Whatever happens on Tuesday, Congress will reconvene on Nov. 15 for a lame-duck session where big decisions will be discussed, many of which are focused on the U.S. economy.

Deciding what to do over the Bush tax cuts - specifically, for whom they should be extended and for how long - is a top priority. Republicans want them continued for everyone while President Obama wants to discontinue cuts for households making over $250,000 and individuals above $200,000. Some Democrats have voiced support for a higher income threshold of $500,000.

Lawmakers will also have to decide whether any extension should last for one or two years, or be made permanent.

Other tax issues facing debate include the estate tax, which Republicans and many Democrats want to see altered. A likely change would result in the exemption level set between $3.5 million and $5 million, with a top rate between 35% and 45%.

Congress must also decide on whether or not to enforce an annual Alternative Minimum Tax "patch" that's been passed since 2004, which costs about $70 billion a year and has never been paid for. Getting rid of the AMT altogether is unlikely as it brings in much needed revenue and is usually included on federal budget projections.

Unemployment benefits will also be considered. A program allowing unemployed workers to file for a benefits extension will expire Nov. 30. If Congress doesn't continue the extension, about 2 million jobless workers will lose benefits in December.

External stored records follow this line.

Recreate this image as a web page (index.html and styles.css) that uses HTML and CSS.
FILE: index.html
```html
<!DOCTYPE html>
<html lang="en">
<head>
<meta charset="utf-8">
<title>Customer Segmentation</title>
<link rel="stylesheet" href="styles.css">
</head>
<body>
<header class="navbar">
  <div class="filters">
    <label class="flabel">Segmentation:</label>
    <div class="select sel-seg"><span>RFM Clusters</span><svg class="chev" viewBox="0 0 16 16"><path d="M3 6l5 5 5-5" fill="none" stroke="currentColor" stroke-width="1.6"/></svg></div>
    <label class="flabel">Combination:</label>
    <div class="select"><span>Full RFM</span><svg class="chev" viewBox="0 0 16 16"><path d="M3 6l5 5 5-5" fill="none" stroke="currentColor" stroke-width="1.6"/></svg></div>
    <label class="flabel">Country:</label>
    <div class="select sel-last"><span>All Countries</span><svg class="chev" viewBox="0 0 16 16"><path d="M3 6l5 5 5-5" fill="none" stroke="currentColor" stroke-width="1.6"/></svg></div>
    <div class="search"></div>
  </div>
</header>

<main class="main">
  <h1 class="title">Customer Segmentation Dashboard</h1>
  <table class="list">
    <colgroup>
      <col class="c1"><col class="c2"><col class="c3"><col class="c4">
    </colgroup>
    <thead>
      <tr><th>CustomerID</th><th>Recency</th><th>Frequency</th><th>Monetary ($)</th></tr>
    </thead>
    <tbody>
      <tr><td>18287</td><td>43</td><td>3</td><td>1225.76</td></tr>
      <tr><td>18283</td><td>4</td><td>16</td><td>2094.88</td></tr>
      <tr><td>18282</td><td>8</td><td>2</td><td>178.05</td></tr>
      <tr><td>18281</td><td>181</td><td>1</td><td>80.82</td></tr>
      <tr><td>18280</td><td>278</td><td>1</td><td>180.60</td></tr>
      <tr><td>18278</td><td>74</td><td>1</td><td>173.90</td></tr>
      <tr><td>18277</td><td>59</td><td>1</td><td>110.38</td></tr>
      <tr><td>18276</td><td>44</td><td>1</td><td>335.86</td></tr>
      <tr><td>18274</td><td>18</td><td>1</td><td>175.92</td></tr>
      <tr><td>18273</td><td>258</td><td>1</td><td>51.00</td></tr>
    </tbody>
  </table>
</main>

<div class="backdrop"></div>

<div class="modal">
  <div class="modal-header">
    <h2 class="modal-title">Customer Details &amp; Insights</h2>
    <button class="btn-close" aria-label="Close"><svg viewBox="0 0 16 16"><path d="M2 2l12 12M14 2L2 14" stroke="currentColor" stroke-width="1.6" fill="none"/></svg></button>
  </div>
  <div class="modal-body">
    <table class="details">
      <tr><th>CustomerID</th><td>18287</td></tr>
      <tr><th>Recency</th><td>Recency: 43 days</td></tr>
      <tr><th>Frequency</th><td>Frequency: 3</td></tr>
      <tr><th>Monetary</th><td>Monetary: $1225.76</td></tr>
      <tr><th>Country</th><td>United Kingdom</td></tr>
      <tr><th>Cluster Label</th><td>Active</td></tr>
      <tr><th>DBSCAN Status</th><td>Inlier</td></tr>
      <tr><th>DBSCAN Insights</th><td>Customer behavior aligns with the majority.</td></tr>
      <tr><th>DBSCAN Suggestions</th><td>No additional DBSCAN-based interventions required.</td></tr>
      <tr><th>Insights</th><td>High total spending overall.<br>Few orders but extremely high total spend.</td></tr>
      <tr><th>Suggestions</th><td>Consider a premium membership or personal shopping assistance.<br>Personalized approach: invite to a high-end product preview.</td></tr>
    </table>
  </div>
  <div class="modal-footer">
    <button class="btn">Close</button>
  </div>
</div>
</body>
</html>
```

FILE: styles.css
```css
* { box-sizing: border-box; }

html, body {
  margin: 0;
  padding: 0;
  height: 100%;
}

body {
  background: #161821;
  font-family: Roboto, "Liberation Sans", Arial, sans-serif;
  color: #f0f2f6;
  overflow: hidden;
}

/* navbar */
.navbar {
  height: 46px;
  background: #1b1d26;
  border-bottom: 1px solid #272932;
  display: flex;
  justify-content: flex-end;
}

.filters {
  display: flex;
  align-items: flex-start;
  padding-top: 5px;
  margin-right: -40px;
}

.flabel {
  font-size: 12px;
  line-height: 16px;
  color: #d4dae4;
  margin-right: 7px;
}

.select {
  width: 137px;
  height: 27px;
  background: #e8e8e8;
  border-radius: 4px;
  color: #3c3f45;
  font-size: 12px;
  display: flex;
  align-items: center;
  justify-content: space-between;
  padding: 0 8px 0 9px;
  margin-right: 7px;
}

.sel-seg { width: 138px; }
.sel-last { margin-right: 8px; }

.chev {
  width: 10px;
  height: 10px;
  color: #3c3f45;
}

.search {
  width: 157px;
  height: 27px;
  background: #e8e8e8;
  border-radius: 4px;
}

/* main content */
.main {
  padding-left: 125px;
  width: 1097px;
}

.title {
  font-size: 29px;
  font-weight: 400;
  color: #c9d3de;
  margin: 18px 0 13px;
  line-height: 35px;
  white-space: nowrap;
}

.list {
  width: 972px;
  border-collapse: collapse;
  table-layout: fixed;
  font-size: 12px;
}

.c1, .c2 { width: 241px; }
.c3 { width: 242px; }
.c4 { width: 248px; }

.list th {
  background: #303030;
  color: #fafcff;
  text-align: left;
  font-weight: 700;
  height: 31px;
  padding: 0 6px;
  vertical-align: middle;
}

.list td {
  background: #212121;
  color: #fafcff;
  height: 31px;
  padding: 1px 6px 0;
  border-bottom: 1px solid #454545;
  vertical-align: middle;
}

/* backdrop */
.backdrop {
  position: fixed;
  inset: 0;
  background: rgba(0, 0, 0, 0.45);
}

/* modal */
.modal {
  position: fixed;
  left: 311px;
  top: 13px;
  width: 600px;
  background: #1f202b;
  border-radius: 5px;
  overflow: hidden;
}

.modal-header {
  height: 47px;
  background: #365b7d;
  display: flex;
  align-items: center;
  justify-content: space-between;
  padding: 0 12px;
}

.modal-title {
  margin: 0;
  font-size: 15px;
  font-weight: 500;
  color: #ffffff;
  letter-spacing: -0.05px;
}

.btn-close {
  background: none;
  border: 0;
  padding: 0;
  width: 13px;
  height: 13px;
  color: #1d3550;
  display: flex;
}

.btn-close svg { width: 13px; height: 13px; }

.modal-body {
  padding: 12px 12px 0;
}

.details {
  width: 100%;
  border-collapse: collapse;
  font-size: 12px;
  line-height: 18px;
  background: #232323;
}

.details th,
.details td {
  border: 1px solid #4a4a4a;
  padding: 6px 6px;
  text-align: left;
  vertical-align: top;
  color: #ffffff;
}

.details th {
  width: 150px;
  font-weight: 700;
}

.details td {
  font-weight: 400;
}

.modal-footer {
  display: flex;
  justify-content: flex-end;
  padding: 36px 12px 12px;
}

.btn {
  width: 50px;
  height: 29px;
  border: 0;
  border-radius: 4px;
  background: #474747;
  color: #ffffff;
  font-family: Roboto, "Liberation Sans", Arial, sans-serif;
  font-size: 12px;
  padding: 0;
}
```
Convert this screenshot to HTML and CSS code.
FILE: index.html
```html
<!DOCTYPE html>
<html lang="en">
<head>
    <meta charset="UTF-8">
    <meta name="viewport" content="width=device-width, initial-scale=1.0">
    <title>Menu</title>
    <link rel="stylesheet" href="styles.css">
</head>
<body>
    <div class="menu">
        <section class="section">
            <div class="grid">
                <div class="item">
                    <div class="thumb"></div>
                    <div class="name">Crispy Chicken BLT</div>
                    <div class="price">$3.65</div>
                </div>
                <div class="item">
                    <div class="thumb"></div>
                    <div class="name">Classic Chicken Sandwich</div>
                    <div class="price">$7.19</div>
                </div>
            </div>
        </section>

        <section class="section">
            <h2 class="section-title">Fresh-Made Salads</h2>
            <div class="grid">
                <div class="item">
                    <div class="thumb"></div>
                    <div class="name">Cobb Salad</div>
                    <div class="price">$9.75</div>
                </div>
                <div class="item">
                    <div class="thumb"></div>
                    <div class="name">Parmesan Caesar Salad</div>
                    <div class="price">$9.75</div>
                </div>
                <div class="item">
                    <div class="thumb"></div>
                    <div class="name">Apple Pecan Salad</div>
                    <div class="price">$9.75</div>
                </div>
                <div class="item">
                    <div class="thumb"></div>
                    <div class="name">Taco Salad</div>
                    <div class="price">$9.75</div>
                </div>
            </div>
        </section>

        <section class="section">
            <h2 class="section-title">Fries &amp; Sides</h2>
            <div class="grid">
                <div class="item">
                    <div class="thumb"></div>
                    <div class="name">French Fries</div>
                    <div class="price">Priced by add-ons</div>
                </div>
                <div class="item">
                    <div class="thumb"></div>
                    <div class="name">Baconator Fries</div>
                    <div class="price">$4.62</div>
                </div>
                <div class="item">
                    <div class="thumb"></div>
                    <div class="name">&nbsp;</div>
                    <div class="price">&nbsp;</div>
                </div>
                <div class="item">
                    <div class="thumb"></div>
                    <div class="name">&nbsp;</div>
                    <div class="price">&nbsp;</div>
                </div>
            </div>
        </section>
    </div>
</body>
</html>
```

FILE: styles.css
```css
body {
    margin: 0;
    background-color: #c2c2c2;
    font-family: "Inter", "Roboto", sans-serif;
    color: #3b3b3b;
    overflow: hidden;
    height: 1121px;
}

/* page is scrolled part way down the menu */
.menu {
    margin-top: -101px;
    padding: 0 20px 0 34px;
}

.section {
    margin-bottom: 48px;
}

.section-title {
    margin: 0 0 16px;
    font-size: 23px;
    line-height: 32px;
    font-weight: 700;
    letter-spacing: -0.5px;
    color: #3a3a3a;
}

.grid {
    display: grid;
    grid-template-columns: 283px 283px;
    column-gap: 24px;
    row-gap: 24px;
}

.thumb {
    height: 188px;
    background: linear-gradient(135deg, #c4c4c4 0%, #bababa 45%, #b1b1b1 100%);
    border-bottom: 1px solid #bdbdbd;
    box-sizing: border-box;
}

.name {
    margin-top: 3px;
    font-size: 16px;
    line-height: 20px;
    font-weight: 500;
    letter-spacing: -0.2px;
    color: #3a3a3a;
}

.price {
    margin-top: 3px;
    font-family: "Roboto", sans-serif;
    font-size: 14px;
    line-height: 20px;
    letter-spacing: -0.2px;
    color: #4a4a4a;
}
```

And the federal budget needs to be examined and lawmakers must either pass a temporary funding measure or pass spending bills for fiscal year 2011, which started on Oct. 1.

As for after the lame-duck session, Republicans are promising big, effective changes in economic policy and government spending if elected.

In a speech this weekend, House Minority Leader John A. Boehner, R-Ohio, said he would not be partying if he sees GOP victory on election night, but instead going right to work.

"[O]n Tuesday night we are going to have a big win. But it's not a time to celebrate. When one out of 10 of our fellow citizens are out of work, when we have buried our kids and grandkids under a mountain of debt, it's time to roll up our sleeves and go to work."